The Claimant made a number of allegations in particular about the way in which the LA reached their decision not to pursue the Barnardo’s recommendation.  It was claimed that the LA did not take into consideration all the relevant factors when reaching its decision and therefore made a decision that no rational LA would make.  Also, it was claimed that the LA’s stance in relation to the Barnardo’s report was illogical, inconsistent and contradictory when it decided that the claimant’s needs could be met in a way fundamentally different from that recommended in the report.  Further, that there was a lack of information on which to base the decision and in fact some of the information presented was factually incorrect.  Most importantly there was no analysis of why the Barnardo’s report was rejected in the absence of any other viable alternative that could meet the Claimant’s complex needs.  Neither was there any evidence that the Claimant or his mother had been consulted about the proposed decision.   The Claimant asked the court to


(i)                 quash the LA’s decision and


(ii)               order the LA to fund the specialist placement recommended by Barnardo’s


The Court distinguished the statutory duty of the LA to meet the particular needs of a child by implementing a particular proposal, from a more general duty to give full and proper consideration before making any decision required of it under its statutory function.   It found that on the second point, there had been a failure of the statutory agencies involved to work together effectively in providing a holistic solution for the Claimant.     The court was also highly critical of Education for failing to assess the Claimant’s educational needs prior to the final decision on the AMG, and also for refusing to help fund the Barnado’s option.  The criticism was compounded by the absence of the educational psychologist’s report at the time the decision was made.  A comparison was made with the Laming Report into the death of Victoria Climbié, which criticised the ‘service-led’ (rather than ‘needs-led’) approach of LAs – the fact that ‘decisions about children’s services were often based upon limited resources, administrative convenience and the failure to make individual needs assessments to determine the service required.’

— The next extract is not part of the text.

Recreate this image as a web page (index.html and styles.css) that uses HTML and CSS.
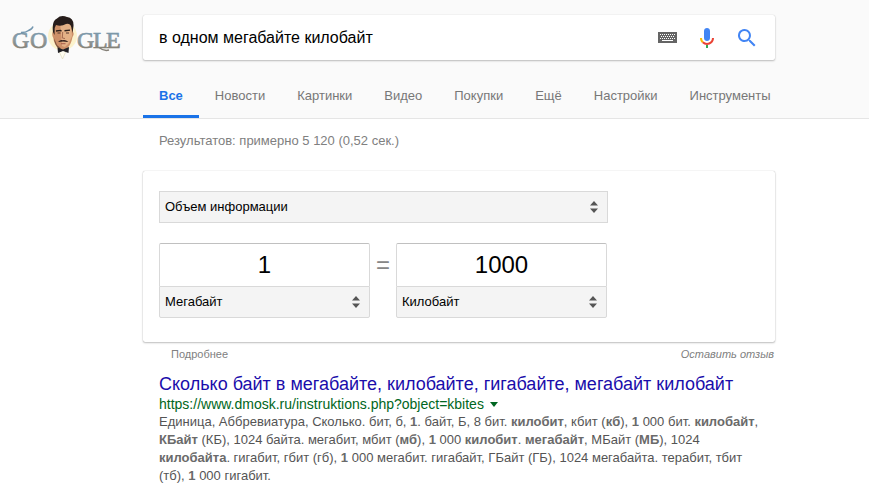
FILE: index.html
```html
<!DOCTYPE html>
<html lang="ru">
<head>
<meta charset="utf-8">
<meta name="viewport" content="width=device-width, initial-scale=1">
<title>в одном мегабайте килобайт</title>
<link rel="stylesheet" href="styles.css">
</head>
<body>
<header class="header">
  <a class="logo" href="#" aria-label="Google">
    <svg width="116" height="48" viewBox="8 15 116 48">
      <defs>
        <linearGradient id="ink" gradientUnits="userSpaceOnUse" x1="0" y1="29" x2="0" y2="50">
          <stop offset="0" stop-color="#6f94ad"/>
          <stop offset=".5" stop-color="#8d9ca2"/>
          <stop offset="1" stop-color="#817a6c"/>
        </linearGradient>
      </defs>
      <circle cx="62.500" cy="36" r="14.500" fill="#fbf2cc"/>
      <g class="logo-text" fill="url(#ink)" stroke="url(#ink)" stroke-width=".7">
        <text x="12" y="48">G</text>
        <text x="30" y="48">O</text>
        <text x="77" y="48">G</text>
        <text x="93" y="48">L</text>
        <text x="106" y="48">E</text>
      </g>
      <path d="M21 32.500Q26 32.500 28.500 30.500Q32 29.500 33 26.500" fill="none" stroke="#7396ae" stroke-width="1.500"/>
      <path d="M99 47.500Q104 51.500 109 50" fill="none" stroke="#858078" stroke-width="1.500"/>
      <path d="M58 49L62.500 59L67 49z" fill="#fffdf1" stroke="#ddd6b5" stroke-width=".6"/>
      <path d="M53.500 30L54 24Q56 18 62 17Q69 16 72 22L73 32Q74.500 34 72.500 37Q71 45 67 48.500L62.500 50L58 48Q54 44 53.300 38Q51 34 53.500 30z" fill="#cd9068"/>
      <path d="M60 21L71 24L72 36L69 43L65 47L62 46z" fill="#e3b186"/>
      <path d="M53 32Q51.500 21 57 18.500Q61 14.500 67 17Q74 18 73.500 26L72.500 33L71.300 27Q70 23 66 24Q61 27 56 25L54.700 28L54.500 35z" fill="#261d1b"/>
      <path d="M56 31l4.500-.6 1 .9M64.500 30.700l5.500-.6" fill="none" stroke="#2c211c" stroke-width="1.400"/>
      <path d="M57.500 33h3M66 33h3" stroke="#55392e" stroke-width="1"/>
      <path d="M62.700 32L62.300 38L65 38.500" fill="none" stroke="#9c6248" stroke-width=".9"/>
      <path d="M58 42Q60.500 39.500 62.800 40.200Q65.500 39.500 68.500 42L63 41.600z" fill="#2c1c18"/>
      <path d="M61 43.700h4.500" stroke="#a85e4a"/>
      <path d="M54 38L57 45L61 48.500L59 49Q54.500 45 54 38z" fill="#79523d"/>
      <path d="M57.500 47.500L63 49.500L69 47L68.500 53L63 51L58 53z" fill="#222126"/>
    </svg>
  </a>
  <div class="header-main">
    <form class="search" role="search">
      <input class="search-input" type="text" aria-label="Поиск" value="в одном мегабайте килобайт">
      <button class="icon-button" type="button" aria-label="Экранная клавиатура">
        <svg width="20" height="11" viewBox="0 0 20 11">
          <path fill="#656565" d="M1 0h19v11H1z"/>
          <path d="M3 2.500h15M4 4.500h14M3 6.500h15" stroke="#fff" stroke-width="1" stroke-dasharray="1 1"/>
          <path d="M5 8.500h11" stroke="#fff"/>
        </svg>
      </button>
      <button class="icon-button" type="button" aria-label="Голосовой поиск">
        <svg width="24" height="25" viewBox="0 -1 24 25">
          <path fill="#4285f4" d="M12 15c1.700 0 3-1.300 3-3V5c0-1.700-1.300-3-3-3S9 3.300 9 5v7c0 1.700 1.300 3 3 3z"/>
          <path fill="#34a853" d="M11 18.900h2V22h-2z"/>
          <path fill="#fbbc05" d="M7 12H5c0 1.900.8 3.700 2.100 5l1.400-1.400A5 5 0 0 1 7 12z"/>
          <path fill="#ea4335" d="M12 17a5 5 0 0 1-3.500-1.400L7.100 17a7 7 0 0 0 4.900 2c3.900 0 7-3.100 7-7h-2a5 5 0 0 1-5 5z"/>
        </svg>
      </button>
      <button class="icon-button" type="submit" aria-label="Найти">
        <svg width="24" height="25" viewBox="0 -1 24 25">
          <path fill="#4285f4" d="M15.500 14h-.8l-.3-.3A6.500 6.500 0 1 0 13.700 14.400l.3.300v.8l5 5 1.500-1.500zM9.500 14a4.500 4.500 0 1 1 0-9 4.500 4.500 0 0 1 0 9z"/>
        </svg>
      </button>
    </form>
    <nav class="tabs">
      <a class="tab tab-active" href="#">Все</a>
      <a class="tab" href="#">Новости</a>
      <a class="tab" href="#">Картинки</a>
      <a class="tab" href="#">Видео</a>
      <a class="tab" href="#">Покупки</a>
      <a class="tab" href="#">Ещё</a>
      <a class="tab" href="#">Настройки</a>
      <a class="tab" href="#">Инструменты</a>
    </nav>
  </div>
</header>
<main class="content">
  <p class="stats">Результатов: примерно 5 120 (0,52 сек.)</p>
  <section class="card">
    <div class="converter">
      <div class="select-wrap">
        <select class="select" aria-label="Величина"><option>Объем информации</option></select>
        <svg class="arrows" width="8" height="12" viewBox="0 0 8 12"><path fill="#555" d="M4 0l4 4.500H0zM0 7.500h8L4 12z"/></svg>
      </div>
      <div class="units">
        <div class="unit">
          <input class="amount" type="text" aria-label="Мегабайт" value="1">
          <div class="select-wrap">
            <select class="select" aria-label="Исходная единица"><option>Мегабайт</option></select>
            <svg class="arrows" width="8" height="12" viewBox="0 0 8 12"><path fill="#555" d="M4 0l4 4.500H0zM0 7.500h8L4 12z"/></svg>
          </div>
        </div>
        <span class="equals">=</span>
        <div class="unit">
          <input class="amount" type="text" aria-label="Килобайт" value="1000">
          <div class="select-wrap">
            <select class="select" aria-label="Конечная единица"><option>Килобайт</option></select>
            <svg class="arrows" width="8" height="12" viewBox="0 0 8 12"><path fill="#555" d="M4 0l4 4.500H0zM0 7.500h8L4 12z"/></svg>
          </div>
        </div>
      </div>
    </div>
  </section>
  <div class="card-links">
    <a href="#">Подробнее</a>
    <a class="feedback" href="#">Оставить отзыв</a>
  </div>
  <article class="result">
    <h3 class="result-title"><a href="#">Сколько байт в мегабайте, килобайте, гигабайте, мегабайт килобайт</a></h3>
    <div class="result-url"><cite>https://www.dmosk.ru/instruktions.php?object=kbites</cite><span class="caret"></span></div>
    <p class="snippet">Единица, Аббревиатура, Сколько. бит, б, <b>1</b>. байт, Б, 8 бит. <b>килобит</b>, кбит (<b>кб</b>), <b>1</b> 000 бит. <b>килобайт</b>, <b>КБайт</b> (КБ), 1024 байта. мегабит, мбит (<b>мб</b>), <b>1</b> 000 <b>килобит</b>. <b>мегабайт</b>, МБайт (<b>МБ</b>), 1024 <b>килобайта</b>. гигабит, гбит (гб), <b>1</b> 000 мегабит. гигабайт, ГБайт (ГБ), 1024 мегабайта. терабит, тбит (тб), <b>1</b> 000 гигабит.</p>
  </article>
</main>
</body>
</html>
```
FILE: styles.css
```css
* {
  box-sizing: border-box;
}

body {
  margin: 0;
  background: #fff;
  color: #222;
  font-family: "Liberation Sans", Arial, sans-serif;
  font-size: 13px;
}

a {
  color: inherit;
  text-decoration: none;
}

input,
select,
button {
  margin: 0;
  border: 0;
  font-family: inherit;
}

.header {
  display: grid;
  grid-template-columns: 143px minmax(0, 632px);
  padding-top: 15px;
  border-bottom: 1px solid #e5e5e5;
  background: #fafafa;
}

.logo {
  padding-left: 8px;
}

.logo svg {
  display: block;
}

.logo-text {
  font-family: "Liberation Serif", serif;
  font-size: 24px;
}

.search {
  display: flex;
  align-items: center;
  height: 45px;
  padding: 0 8px 0 16px;
  border-radius: 2px;
  background: #fff;
  box-shadow: 0 1px 2px rgba(0, 0, 0, .24), 0 0 1px rgba(0, 0, 0, .2);
}

.search-input {
  flex: 1;
  min-width: 0;
  padding: 0;
  background: none;
  color: #000;
  font-size: 16px;
  outline: 0;
}

.icon-button {
  display: flex;
  align-items: center;
  justify-content: center;
  width: 40px;
  height: 45px;
  padding: 0;
  background: none;
}

.tabs {
  display: flex;
  margin-top: 14px;
  white-space: nowrap;
}

.tab {
  height: 44px;
  padding: 0 16px;
  border-bottom: 3px solid transparent;
  color: #777;
  line-height: 44px;
}

.tab-active {
  border-color: #1a73e8;
  color: #1a73e8;
  font-weight: bold;
}

.content {
  max-width: 775px;
  padding-left: 143px;
}

.stats {
  margin: 0;
  padding-left: 16px;
  color: #808080;
  line-height: 43px;
}

.card {
  margin-top: 9px;
  padding: 20px 16px 24px;
  border-radius: 2px;
  box-shadow: 0 1px 2px rgba(0, 0, 0, .24), 0 0 1px rgba(0, 0, 0, .3);
}

.converter {
  max-width: 449px;
}

.select-wrap {
  position: relative;
}

.select {
  display: block;
  width: 100%;
  height: 32px;
  padding: 0 24px 2px 5px;
  border: 1px solid #d9d9d9;
  border-radius: 0;
  appearance: none;
  background: #f4f4f4;
  color: #000;
  font-size: 13px;
}

.arrows {
  position: absolute;
  top: 10px;
  right: 10px;
  pointer-events: none;
}

.units {
  display: flex;
  max-width: 448px;
  margin-top: 20px;
}

.unit {
  flex: 1;
  min-width: 0;
}

.amount {
  display: block;
  width: 100%;
  height: 43px;
  padding: 0;
  border: 1px solid #d9d9d9;
  border-top-color: #c0c0c0;
  border-bottom: 0;
  border-radius: 2px 2px 0 0;
  color: #000;
  font-size: 24px;
  text-align: center;
}

.unit .select {
  border-radius: 0 0 2px 2px;
}

.equals {
  width: 26px;
  color: #878787;
  font-size: 24px;
  line-height: 43px;
  text-align: center;
}

.card-links {
  display: flex;
  justify-content: space-between;
  padding: 4px 1px 0 28px;
  color: #808080;
  font-size: 11px;
  line-height: 16px;
}

.feedback {
  font-style: italic;
}

.result {
  max-width: 616px;
  margin-top: 11px;
  padding-left: 16px;
}

.result-title {
  margin: 0;
  color: #1a0dab;
  font-size: 18px;
  font-weight: normal;
  line-height: 22px;
}

.result-url {
  display: flex;
  align-items: center;
  gap: 6px;
  color: #006621;
  font-size: 14px;
  line-height: 18px;
}

.result-url cite {
  font-style: normal;
}

.caret {
  border: 4px solid transparent;
  border-top: 5px solid #006621;
  border-bottom: 0;
}

.snippet {
  margin: 0;
  color: #545454;
  line-height: 18px;
}

.snippet b {
  color: #6a6a6a;
}
```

Two late suggestions were made by the LA in an effort to resolve the issues before the Court.  First, was an alternative specialist, non-residential placement proposed by a consultant clinical child psychologist.  The second was a new Complex Case Panel, created to overcome difficulties in co-ordinating difficult cases.



Despite these suggested alternatives the court found that the decision of the AMG in March 2003 was irrational and/or Wednesbury unreasonable and would be quashed.   However it was hoped that through the new Panel, a full reconsideration of the AMG’s decision would take place which would include the consideration of the wishes of the Claimant and his mother.  However, it did not find that the LA had a duty to follow the proposal put forward by Barnardo’s and could not direct it do so.  The limit of the court’s power was to quash an irrational or unreasonable decision and not to substitute it with its own decision.




This case illustrates a surprising, some would say shocking difference, on the law applying to the functions of LAs to children as opposed to adults.  Eg see Bromley, Gloucestershire, Sefton, Wigan cases in the cases database.